World markets began to strain yesterday after a rollercoaster week that has seen oil break $80 a barrel, Italian politics rattle the euro zone again and emerging markets battered by a pumped-up dollar and rising borrowing costs.

Traders hit Italian bonds, stocks and the euro as a pledge to ramp up spending from a coalition government taking shape in Rome caused fresh unease, while Wall Street was waiting to see the outcome of US and China trade talks.

Italy's strife sent long-term borrowing to more than seven-month highs, stocks in Milan fell one per cent taking European stocks down with them, while the euro dropped back towards this week's five-month low.

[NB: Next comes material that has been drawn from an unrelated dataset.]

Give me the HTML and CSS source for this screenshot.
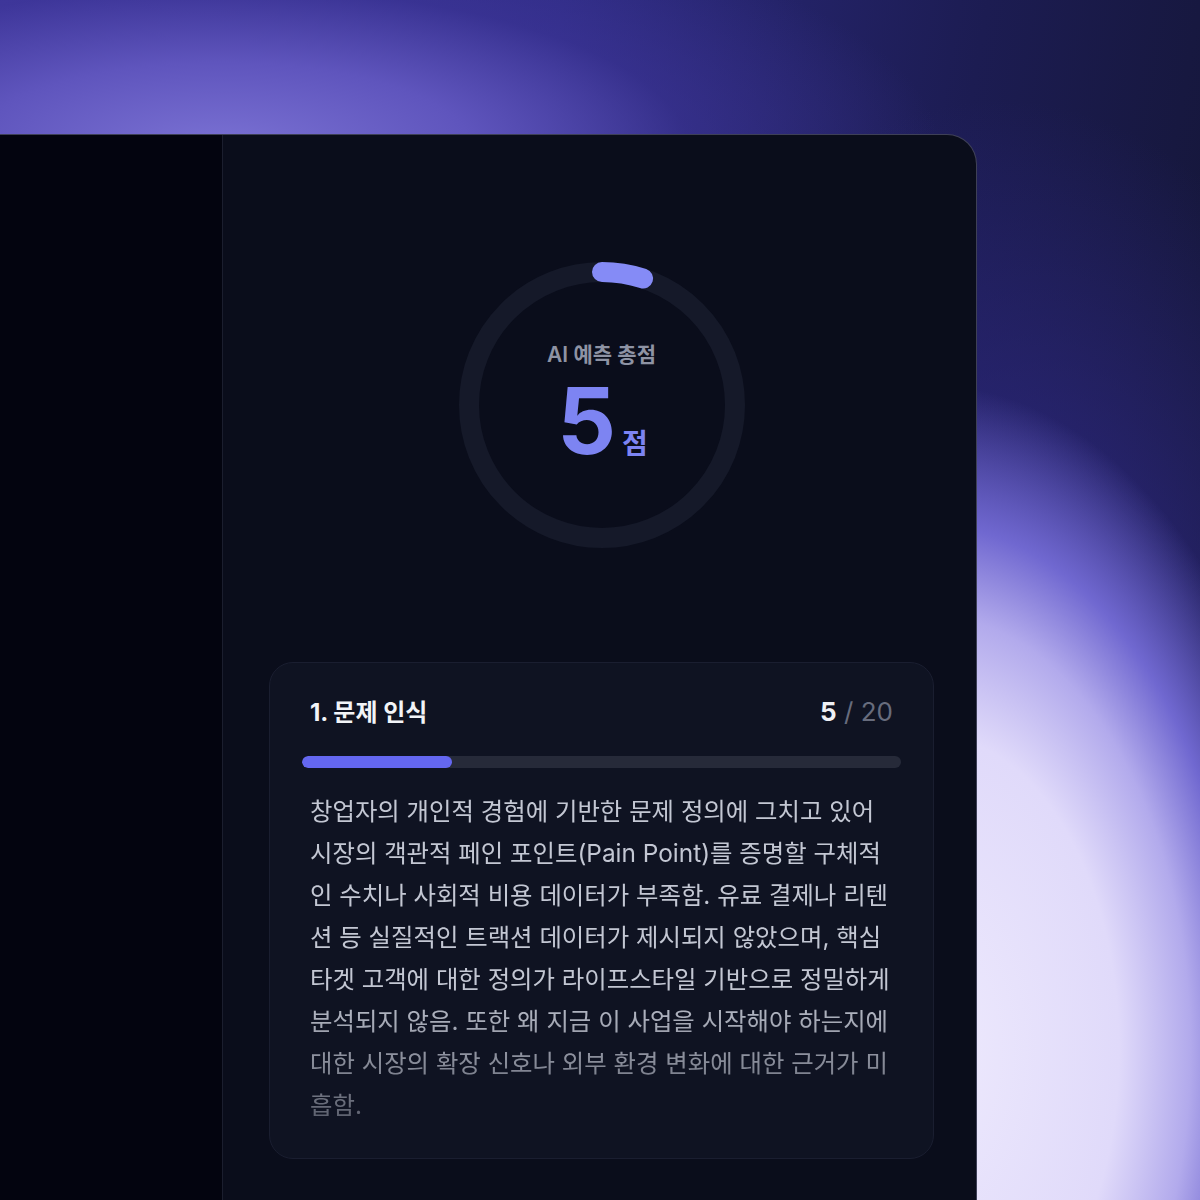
FILE: index.html
```html
<!DOCTYPE html>
<html lang="ko">
<head>
<meta charset="utf-8">
<link rel="stylesheet" href="styles.css">
</head>
<body>
<div class="stage">
  <div class="frame">
    <aside class="sidebar"></aside>
    <main class="main">
      <div class="gauge">
        <svg class="ring" width="286" height="286" viewBox="0 0 286 286">
          <circle class="ring-track" cx="143" cy="143" r="133"></circle>
          <circle class="ring-value" cx="143" cy="143" r="133" stroke-dasharray="41.8 835.7" transform="rotate(-90 143 143)"></circle>
        </svg>
        <div class="gauge-text">
          <div class="gauge-label">AI 예측 총점</div>
          <div class="gauge-score"><span class="gauge-num">5</span><span class="gauge-unit">점</span></div>
        </div>
      </div>
      <section class="card">
        <div class="card-head">
          <h2 class="card-title">1. 문제 인식</h2>
          <div class="card-score"><span class="score-now">5</span><span class="score-max"> / 20</span></div>
        </div>
        <div class="bar"><div class="bar-fill" style="width:25%"></div></div>
        <p class="card-body">창업자의 개인적 경험에 기반한 문제 정의에 그치고 있어 시장의 객관적 페인 포인트(Pain Point)를 증명할 구체적인 수치나 사회적 비용 데이터가 부족함. 유료 결제나 리텐션 등 실질적인 트랙션 데이터가 제시되지 않았으며, 핵심 타겟 고객에 대한 정의가 라이프스타일 기반으로 정밀하게 분석되지 않음. 또한 왜 지금 이 사업을 시작해야 하는지에 대한 시장의 확장 신호나 외부 환경 변화에 대한 근거가 미흡함.</p>
      </section>
    </main>
  </div>
</div>
</body>
</html>
```

FILE: styles.css
```css
html, body {
  margin: 0;
  padding: 0;
}
body {
  width: 1200px;
  height: 1200px;
  overflow: hidden;
  font-family: Inter, "Noto Sans CJK KR", sans-serif;
  background-color: #15173a;
  background-image:
    radial-gradient(ellipse 420px 700px at 930px 1050px, #eeeafd 0%, #e0dafa 45%, #b2aaec 62%, #7068d0 75%, rgba(60, 52, 160, 0) 95%),
    radial-gradient(ellipse 420px 620px at 1000px 720px, rgba(64, 56, 165, 0.9) 0%, rgba(48, 42, 135, 0.55) 50%, rgba(40, 36, 120, 0) 100%),
    radial-gradient(ellipse 720px 250px at 220px 150px, #7b72d4 0%, #5f55bd 35%, rgba(66, 56, 160, 0.5) 65%, rgba(50, 44, 140, 0) 100%),
    linear-gradient(100deg, #3a3494 0%, #2c2a80 40%, #1c1c52 70%, #12142e 100%);
}
.stage {
  padding-top: 134px;
}
.frame {
  width: 977px;
  height: 1100px;
  box-sizing: border-box;
  display: grid;
  grid-template-columns: 223px 1fr;
  background: #0a0d1b;
  border-top: 1px solid rgba(160, 160, 200, 0.35);
  border-right: 1px solid rgba(160, 160, 200, 0.35);
  border-top-right-radius: 30px;
  overflow: hidden;
}
.sidebar {
  background: #03040f;
  border-right: 1px solid #1b1e2e;
}
.main {
  padding: 127px 42px 0 46px;
  display: flex;
  flex-direction: column;
  align-items: center;
}
.gauge {
  position: relative;
  width: 286px;
  height: 286px;
}
.ring {
  display: block;
}
.ring-track {
  fill: none;
  stroke: #151929;
  stroke-width: 20;
}
.ring-value {
  fill: none;
  stroke: #858bf6;
  stroke-width: 20;
  stroke-linecap: round;
}
.gauge-text {
  position: absolute;
  inset: 0;
  display: flex;
  flex-direction: column;
  align-items: center;
  padding-top: 79px;
}
.gauge-label {
  font-size: 21px;
  font-weight: 600;
  color: #8e93a4;
  line-height: 28px;
}
.gauge-score {
  display: flex;
  align-items: baseline;
  gap: 8px;
  margin-top: 12px;
  padding-left: 2px;
}
.gauge-num {
  font-size: 92px;
  font-weight: 700;
  line-height: 80px;
  color: #7d84f2;
  letter-spacing: -2px;
}
.gauge-unit {
  font-size: 28px;
  font-weight: 700;
  line-height: 32px;
  color: #7d84f2;
}
.card {
  align-self: stretch;
  margin-top: 114px;
  background: #0f1322;
  border: 1px solid #1a1e30;
  border-radius: 24px;
  padding: 33px 32px 32px;
}
.card-head {
  display: flex;
  justify-content: space-between;
  align-items: baseline;
  padding: 0 8px;
}
.card-title {
  margin: 0;
  font-size: 24px;
  font-weight: 700;
  color: #f2f4f8;
  line-height: 32px;
}
.card-score {
  font-size: 26px;
  line-height: 32px;
}
.score-now {
  font-weight: 700;
  color: #eef0f5;
}
.score-max {
  color: #676c7d;
}
.bar {
  margin-top: 27px;
  height: 12px;
  border-radius: 6px;
  background: #262a39;
  overflow: hidden;
}
.bar-fill {
  height: 100%;
  border-radius: 6px;
  background: #6467f0;
}
.card-body {
  margin: 22px 0 0;
  padding: 0 8px;
  font-size: 24.4px;
  line-height: 42px;
  color: #c3c7d3;
  -webkit-mask-image: linear-gradient(to bottom, #000 0%, #000 58%, rgba(0, 0, 0, 0.4) 100%);
  mask-image: linear-gradient(to bottom, #000 0%, #000 58%, rgba(0, 0, 0, 0.4) 100%);
}
```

Rome's bonds have seen their biggest sell-off in over a year this week. Italy accounts for around 15 per cent of euro zone GDP and a quarter of the bloc’s public debt. For comparison, crisis poster child Greece contributed just 1.8 per cent to euro zone GDP and 3.3 percent to its pile of public debt.

One policy includes issuing more short-term debt to pay companies owed money by the state, the economics chief of the one of the coalition parties, the far-right League, said yesterday.

With the dollar's surge back on though, and oil shares gleeful about its rapid rise, European shares were heading for an eighth straight week of gains despite the Italian turbulence.

Slowing Japanese core consumer price growth that kept the Bank of Japan's elusive 2 per cent target well out of reach also kept the yen on the slide. It hit a four-month low of 111 per dollar.

It helped the six-currency dollar index rise to a new five-month high of 93.63.

The index has gained about 1 per cent this week, buoyed by the surge in US Treasury yields, with the 10-year US Treasury note yield scoring a seven-year peak of 3.128 per cent.

Euro traders, meanwhile, have nudged the shared currency back below $1.18. It has fallen nearly 1.2 per cent this week, largely pressured by the Italian uncertainty.

It is also heading for its fifth successive weekly drop versus the dollar, which would be a first for the shared currency since 2015.

In commodities, Brent crude oil futures were 47 cents higher at $79.76 a barrel after rising to $80.50 on Thursday, their highest since November 2014.

Brent has risen  3 per cent this week and is headed for a sixth week of gains.

Gold, meanwhile, has had its worst week since early December, having dropped more than 2 per cent.